▶ _YOUR OBJECTIVE_: Each line below either holds the string "this" or doesn't. Count those that do and give only the number.
DATASET EXCERPTS start
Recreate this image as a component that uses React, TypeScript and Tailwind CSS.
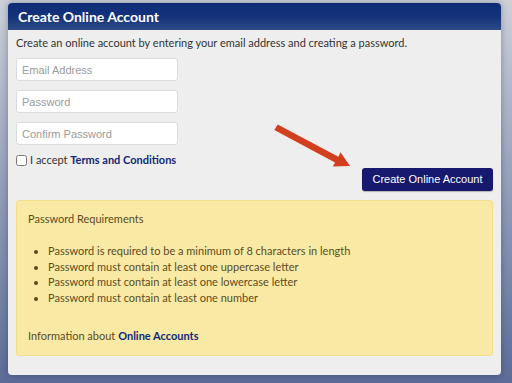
const requirements = [
  'Password is required to be a minimum of 8 characters in length',
  'Password must contain at least one uppercase letter',
  'Password must contain at least one lowercase letter',
  'Password must contain at least one number',
];

const Field = ({ placeholder, type = 'text' }: { placeholder: string; type?: string }) => (
  <input
    type={type}
    placeholder={placeholder}
    className="w-[162px] h-[23px] rounded-[3px] border border-[#dcdcdc] bg-white px-[5px] text-[11px] text-[#333] placeholder:text-[#9a9a9a] outline-none font-['Liberation_Sans',Arial,sans-serif]"
  />
);

const Arrow = () => (
  <svg className="absolute inset-0 pointer-events-none" width="512" height="383" viewBox="0 0 512 383">
    <polygon
      points="277.7,124.4 338.4,156.8 340.5,152.3 350,166 332.9,166.4 335,162.4 274.3,130.1"
      fill="#d23f1f"
    />
  </svg>
);

export default function App() {
  return (
    <div className="relative w-[512px] h-[383px] overflow-hidden bg-linear-to-b from-[#cdd0d9] to-[#5c6c98] pt-[3px] pl-[8px] font-['Lato','Open_Sans',sans-serif]">
      <div className="w-[493px] h-[372px] rounded-[4px] bg-[#eeeeee] shadow-[0_0_6px_rgba(20,30,60,0.35)] overflow-hidden flex flex-col">
        <div className="h-[27px] shrink-0 flex items-center px-[10px] bg-linear-to-b from-[#0f2c77] via-[#14327a] to-[#2e4a86]">
          <h1 className="text-[14px] font-bold text-white leading-none">Create Online Account</h1>
        </div>
        <div className="flex flex-col px-[8px] pt-[5px]">
          <p className="text-[11px] leading-[16px] text-[#333]">
            Create an online account by entering your email address and creating a password.
          </p>
          <div className="mt-[7px] flex flex-col gap-[9px]">
            <Field placeholder="Email Address" type="email" />
            <Field placeholder="Password" type="password" />
            <Field placeholder="Confirm Password" type="password" />
          </div>
          <label className="mt-[7px] h-[16px] flex items-center gap-[3px] text-[11px] text-[#333]">
            <input type="checkbox" className="w-[11px] h-[11px] m-0" />
            <span>
              I accept <a href="#" className="font-bold text-[#11287a]">Terms and Conditions</a>
            </span>
          </label>
          <div className="flex justify-end">
            <button className="w-[131px] h-[23px] rounded-[3px] bg-[#17196e] text-white text-[11px] font-['Liberation_Sans',Arial,sans-serif] shadow-[0_1px_1px_rgba(0,0,0,0.25)]">
              Create Online Account
            </button>
          </div>
          <div className="mt-[9px] h-[156px] rounded-[3px] border border-[#f1de8e] bg-[#f8eaa4] px-[11px] pt-[10px] text-[11px] text-[#5e4a1f]">
            <p className="leading-[16px]">Password Requirements</p>
            <ul className="mt-[16px] list-disc pl-[20px] leading-[15.6px]">
              {requirements.map((r) => (
                <li key={r}>{r}</li>
              ))}
            </ul>
            <p className="mt-[23px] leading-[16px]">
              Information about <a href="#" className="font-bold text-[#11287a]">Online Accounts</a>
            </p>
          </div>
        </div>
      </div>
      <Arrow />
    </div>
  );
}
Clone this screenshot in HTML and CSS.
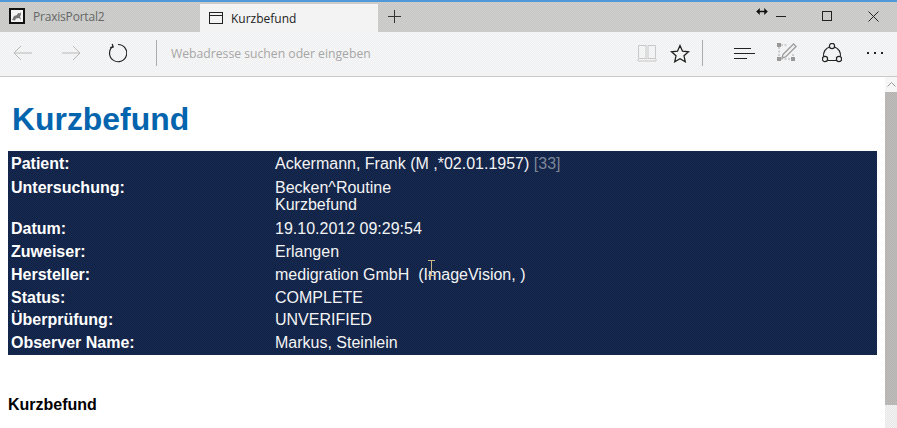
FILE: index.html
```html
<!DOCTYPE html>
<html lang="de">
<head>
<meta charset="utf-8">
<title>Kurzbefund</title>
<link rel="stylesheet" href="styles.css">
</head>
<body>
<div class="browser">
  <header class="tabbar">
    <div class="tab tab-inactive">
      <svg class="favicon" width="16" height="16" viewBox="0 0 16 16"><rect x="1" y="1" width="14" height="14" fill="#f4f4f4" stroke="#111" stroke-width="2"/><path d="M3 12l2-4 3-1 1-2 2 .5 1-1.500v3l-1 1 1 4-2-2-3 .5-1 2z" fill="#777"/></svg>
      <span>PraxisPortal2</span>
    </div>
    <div class="tab tab-active">
      <svg width="14" height="12" viewBox="0 0 14 12" fill="none" stroke="#222"><rect x=".5" y=".5" width="13" height="11"/><path d="M.5 3.500h13"/></svg>
      <span>Kurzbefund</span>
    </div>
    <svg class="newtab" width="13" height="13" viewBox="0 0 13 13" stroke="#333" fill="none"><path d="M6.500 0v13M0 6.500h13"/></svg>
    <div class="winctl">
      <svg class="resize-cursor" width="12" height="7" viewBox="0 0 12 7" fill="#111" stroke="#111"><path d="M2 3.500h8" stroke-width="1.500"/><path d="M3.500.5v6L.5 3.500zM8.500.5v6l3-3z" stroke-width=".5"/></svg>
      <svg width="10" height="10" viewBox="0 0 10 10" stroke="#222" fill="none"><path d="M0 5.500h10"/></svg>
      <svg width="10" height="10" viewBox="0 0 10 10" stroke="#222" fill="none"><rect x=".5" y=".5" width="9" height="9"/></svg>
      <svg width="11" height="11" viewBox="0 0 11 11" stroke="#222" fill="none"><path d="M.5.5l10 10M10.500.5l-10 10"/></svg>
    </div>
  </header>
  <nav class="toolbar">
    <svg class="back" width="20" height="16" viewBox="0 0 20 16" fill="none" stroke="#b9b9b9"><path d="M19 8H1M8 1L1 8l7 7"/></svg>
    <svg class="forward" width="20" height="16" viewBox="0 0 20 16" fill="none" stroke="#b9b9b9"><path d="M1 8h18M12 1l7 7-7 7"/></svg>
    <svg class="refresh" width="20" height="20" viewBox="0 0 20 20" fill="none" stroke="#222" stroke-width="1.200"><path d="M6 3.200A8.600 8.600 0 1 0 11 1.500"/><path d="M5.200 1l1 3-3 .6"/></svg>
    <div class="divider"></div>
    <span class="address">Webadresse suchen oder eingeben</span>
    <svg class="book" width="20" height="18" viewBox="0 0 20 18" fill="none" stroke="#c8c8c8"><path d="M1.500 1.500h7.500v13H1.500zM11 1.500h7.500v13H11zM1 15v2h18v-2M9 14.500q1 1 2 0"/><path d="M9.500 1.500v13h1v-13" stroke="#ddd"/></svg>
    <svg class="star" width="20" height="19" viewBox="0 0 20 19" fill="none" stroke="#222" stroke-width="1.300"><path d="M10 1.500l2.500 5.700 6 .6-4.500 4 1.300 6L10 14.800l-5.300 3 1.300-6-4.500-4 6-.6z"/></svg>
    <div class="divider divider-right"></div>
    <svg class="hub" width="21" height="13" viewBox="0 0 21 13" stroke="#222" fill="none"><path d="M0 1.500h17M0 6.500h21M0 11.500h13"/></svg>
    <svg class="note" width="20" height="20" viewBox="0 0 20 20" fill="none"><path d="M4 2h6M2 4v10M4 16h10M16 11v3" stroke="#a8a8a8" stroke-dasharray="2 1.500"/><path d="M6 11.500L16.500 1 19 3.500 8.500 14l-3.500 1z" stroke="#a0a0a0" stroke-width="1.400"/><path d="M0 0h4v4H0zM14 14h4v4h-4zM0 14h4v4H0z" fill="#999"/></svg>
    <svg class="share" width="20" height="20" viewBox="0 0 20 20" fill="none" stroke="#222" stroke-width="1.200"><path d="M7.600 4A8.500 8.500 0 0 0 1.600 13.500M12.400 4A8.500 8.500 0 0 1 18.400 13.500M5.500 17.500h9"/><circle cx="10" cy="3" r="2.600"/><circle cx="3" cy="16" r="2.600"/><circle cx="17" cy="16" r="2.600"/></svg>
    <div class="dots"><i></i><i></i><i></i></div>
  </nav>
  <div class="viewport">
    <main class="page">
      <h1 class="title">Kurzbefund</h1>
      <table class="info">
        <tr><th>Patient:</th><td>Ackermann, Frank (M ,*02.01.1957) <span class="muted">[33]</span></td></tr>
        <tr class="row-loose"><th>Untersuchung:</th><td>Becken^Routine<br>Kurzbefund</td></tr>
        <tr class="row-loose"><th>Datum:</th><td>19.10.2012 09:29:54</td></tr>
        <tr><th>Zuweiser:</th><td>Erlangen</td></tr>
        <tr><th>Hersteller:</th><td>medigration GmbH &nbsp;(I<span class="ibeam"></span>mageVision, )</td></tr>
        <tr class="row-tight"><th>Status:</th><td>COMPLETE</td></tr>
        <tr><th>Überprüfung:</th><td>UNVERIFIED</td></tr>
        <tr><th>Observer Name:</th><td>Markus, Steinlein</td></tr>
      </table>
      <h2 class="section">Kurzbefund</h2>
    </main>
    <aside class="scrollbar">
      <div class="scroll-up"><svg width="9" height="5" viewBox="0 0 9 5" fill="none" stroke="#999"><path d="M.5 4.500l4-4 4 4"/></svg></div>
      <div class="thumb"></div>
    </aside>
  </div>
</div>
</body>
</html>
```
FILE: styles.css
```css
* { box-sizing: border-box; }
html, body { margin: 0; height: 100%; overflow: hidden; }
body { font-family: "Liberation Sans", Arial, sans-serif; background: #fff; }
.browser { display: flex; flex-direction: column; height: 428px; width: 897px; }

.tabbar {
  height: 32px; flex: none; display: flex; align-items: flex-end;
  border-top: 2px solid #4f9bd9;
  padding-top: 2px;
  background: #cbccc9 repeating-conic-gradient(#c6c7c4 0 25%, #d0d1ce 0 50%) 0 0 / 2px 2px;
  font-family: "Open Sans", "Noto Sans", sans-serif; font-size: 12px;
}
.tab { display: flex; align-items: center; height: 28px; }
.tab-inactive { width: 200px; padding-left: 9px; gap: 8px; color: #666; padding-bottom: 4px; letter-spacing: -.2px; }
.favicon { flex: none; }
.tab-active { width: 178px; padding-left: 9px; gap: 8px; color: #222; background: #f3f3f3; }
.newtab { margin: 0 0 9px 10px; }
.winctl { margin-left: auto; height: 24px; align-self: flex-start; display: flex; align-items: center; position: relative; padding-right: 18px; gap: 36px; }
.resize-cursor { position: absolute; left: -20px; top: 4px; }

.toolbar {
  height: 45px; flex: none; display: flex; align-items: center;
  padding: 0 10px 2px 13px;
  background: #f2f3f3 repeating-conic-gradient(#eeeff0 0 25%, #f7f7f7 0 50%) 0 0 / 2px 2px;
  border-bottom: 1px solid #c9c9c9;
}
.forward { margin-left: 28px; }
.refresh { margin-left: 26px; }
.divider { width: 1px; height: 26px; background: #a9adb0; margin-left: 29px; }
.address { margin: 1px 0 0 14px; font-family: "Open Sans", "Noto Sans", sans-serif; font-size: 12.200px; color: #a6a6a6; width: 466px; }
.star { margin-left: 13px; }
.divider-right { margin-left: 12px; }
.hub { margin-left: 31px; }
.note { margin-left: 22px; }
.share { margin-left: 25px; }
.dots { margin-left: 25px; display: flex; gap: 5px; }
.dots i { width: 2px; height: 2px; background: #222; display: block; }

.viewport { flex: 1; display: flex; min-height: 0; }
.page { flex: 1; padding: 0 8px; overflow: hidden; }
.title { margin: 24px 0 0; padding-left: 4px; font-size: 31.900px; line-height: 37px; font-weight: 700; color: #0464ad; }
.info {
  margin-top: 13px; width: 869px; border-collapse: separate; border-spacing: 1px 2px;
  background: #14264a repeating-conic-gradient(#0f2144 0 25%, #192a50 0 50%) 0 0 / 2px 2px;
  color: #f4f4f4; font-size: 16px; line-height: 17px; table-layout: fixed;
}
.info th, .info td { padding: 2px 1px; text-align: left; vertical-align: top; }
.info th { width: 264px; padding-left: 2px; font-weight: 700; color: #fff; }
.info td { font-weight: 400; }
.info .row-loose th, .info .row-loose td { padding-top: 3px; }
.info .row-tight th, .info .row-tight td { padding-bottom: 1px; }
.muted { color: #7c8797; }
.ibeam {
  position: absolute; width: 7px; height: 16px; margin: -6px 0 0 0;
  border-top: 1px solid #c9b48a; border-bottom: 1px solid #c9b48a;
  background: linear-gradient(#c9b48a, #c9b48a) center / 1px 100% no-repeat;
}
.section { margin: 41px 0 0; font-size: 16px; line-height: 18px; font-weight: 700; color: #000; }

.scrollbar { width: 12px; flex: none; background: #ececec repeating-conic-gradient(#e6e6e6 0 25%, #f4f4f4 0 50%) 0 0 / 2px 2px; display: flex; flex-direction: column; }
.scroll-up { height: 15px; display: flex; align-items: center; justify-content: center; background: #f6f6f6; }
.thumb { height: 313px; background: #b9b7b4 repeating-conic-gradient(#b2b0b0 0 25%, #c0bebb 0 50%) 0 0 / 2px 2px; }
```
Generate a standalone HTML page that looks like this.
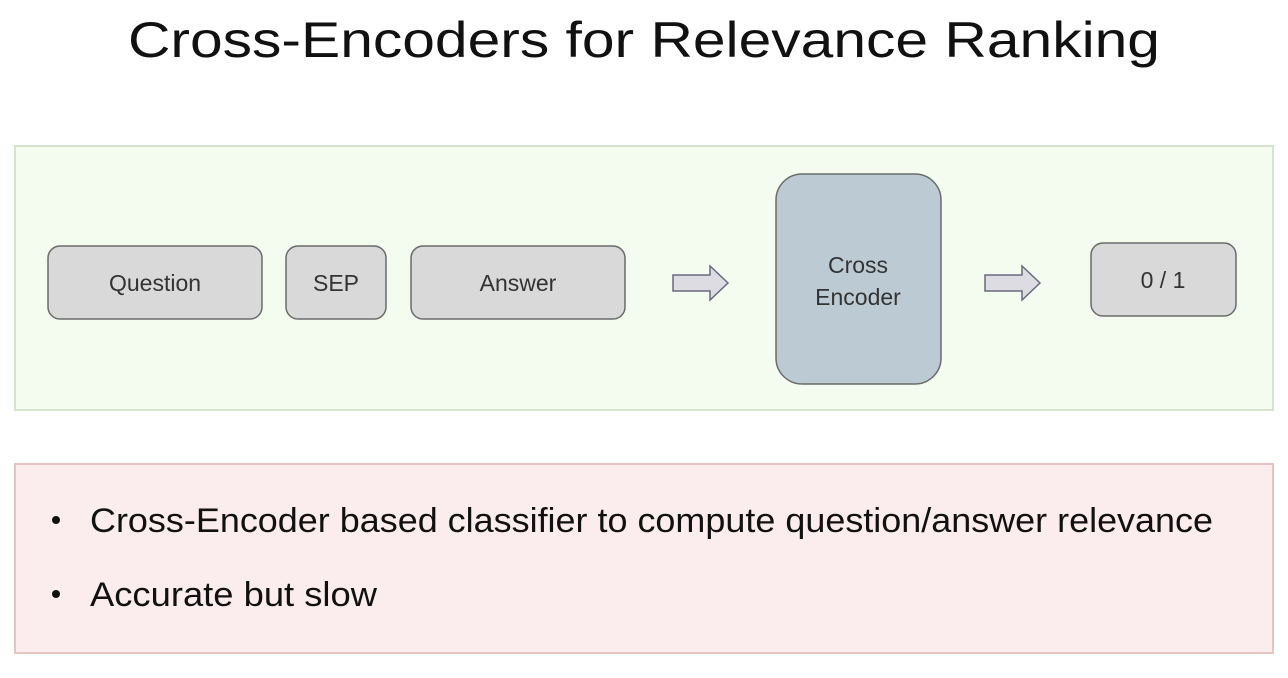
<!DOCTYPE html>
<html><head><meta charset="utf-8"><style>
html,body{margin:0;padding:0;background:#fff;}
svg{display:block;}
text{font-family:"Liberation Sans",sans-serif;}
</style></head><body>
<svg width="1288" height="678" viewBox="0 0 1288 678" xmlns="http://www.w3.org/2000/svg">
<rect width="1288" height="678" fill="#fff"/>
<text x="128" y="57" font-size="50" fill="#111" textLength="1032" lengthAdjust="spacingAndGlyphs">Cross-Encoders for Relevance Ranking</text>

<rect x="15" y="146" width="1258" height="264" fill="#f4fcf0" stroke="#d3e6cc" stroke-width="2"/>
<g stroke="#6b6b6b" stroke-width="1.5" fill="#d9d9d9">
<rect x="48" y="246" width="214" height="73" rx="12"/>
<rect x="286" y="246" width="100" height="73" rx="12"/>
<rect x="411" y="246" width="214" height="73" rx="12"/>
<rect x="1091" y="243" width="145" height="73" rx="12"/>
<rect x="776" y="174" width="165" height="210" rx="26" fill="#bccbd3"/>
</g>
<g font-size="23" fill="#333" text-anchor="middle">
<text x="155" y="291">Question</text>
<text x="336" y="291">SEP</text>
<text x="518" y="291">Answer</text>
<text x="1163" y="288">0 / 1</text>
<text x="858" y="273">Cross</text>
<text x="858" y="305">Encoder</text>
</g>
<g fill="#dcdce2" stroke="#6a6a80" stroke-width="1.5">
<path d="M673 275 H710 V266 L728 283 L710 300 V291 H673 Z"/>
<path d="M985 275 H1022 V266 L1040 283 L1022 300 V291 H985 Z"/>
</g>

<rect x="15" y="464" width="1258" height="189" fill="#fbeced" stroke="#e6c4c4" stroke-width="2"/>
<circle cx="56" cy="520" r="4" fill="#111"/>
<circle cx="56" cy="594" r="4" fill="#111"/>
<text x="90" y="532" font-size="34" fill="#111" textLength="1123" lengthAdjust="spacingAndGlyphs">Cross-Encoder based classifier to compute question/answer relevance</text>
<text x="90" y="606" font-size="34" fill="#111" textLength="287" lengthAdjust="spacingAndGlyphs">Accurate but slow</text>
</svg>
</body></html>
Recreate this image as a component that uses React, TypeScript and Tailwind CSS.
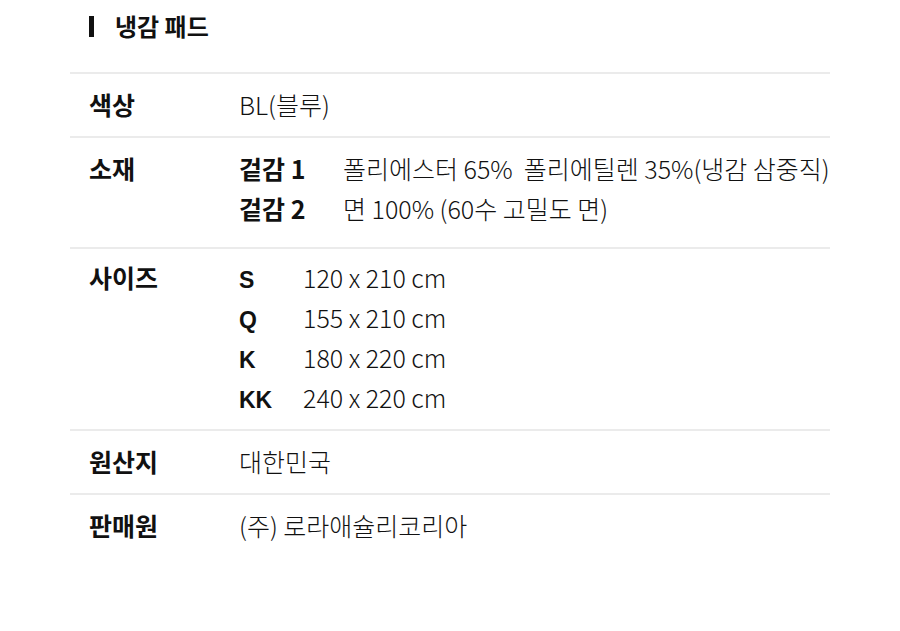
DATASET EXCERPTS end
▶ _THE REPLY_: 4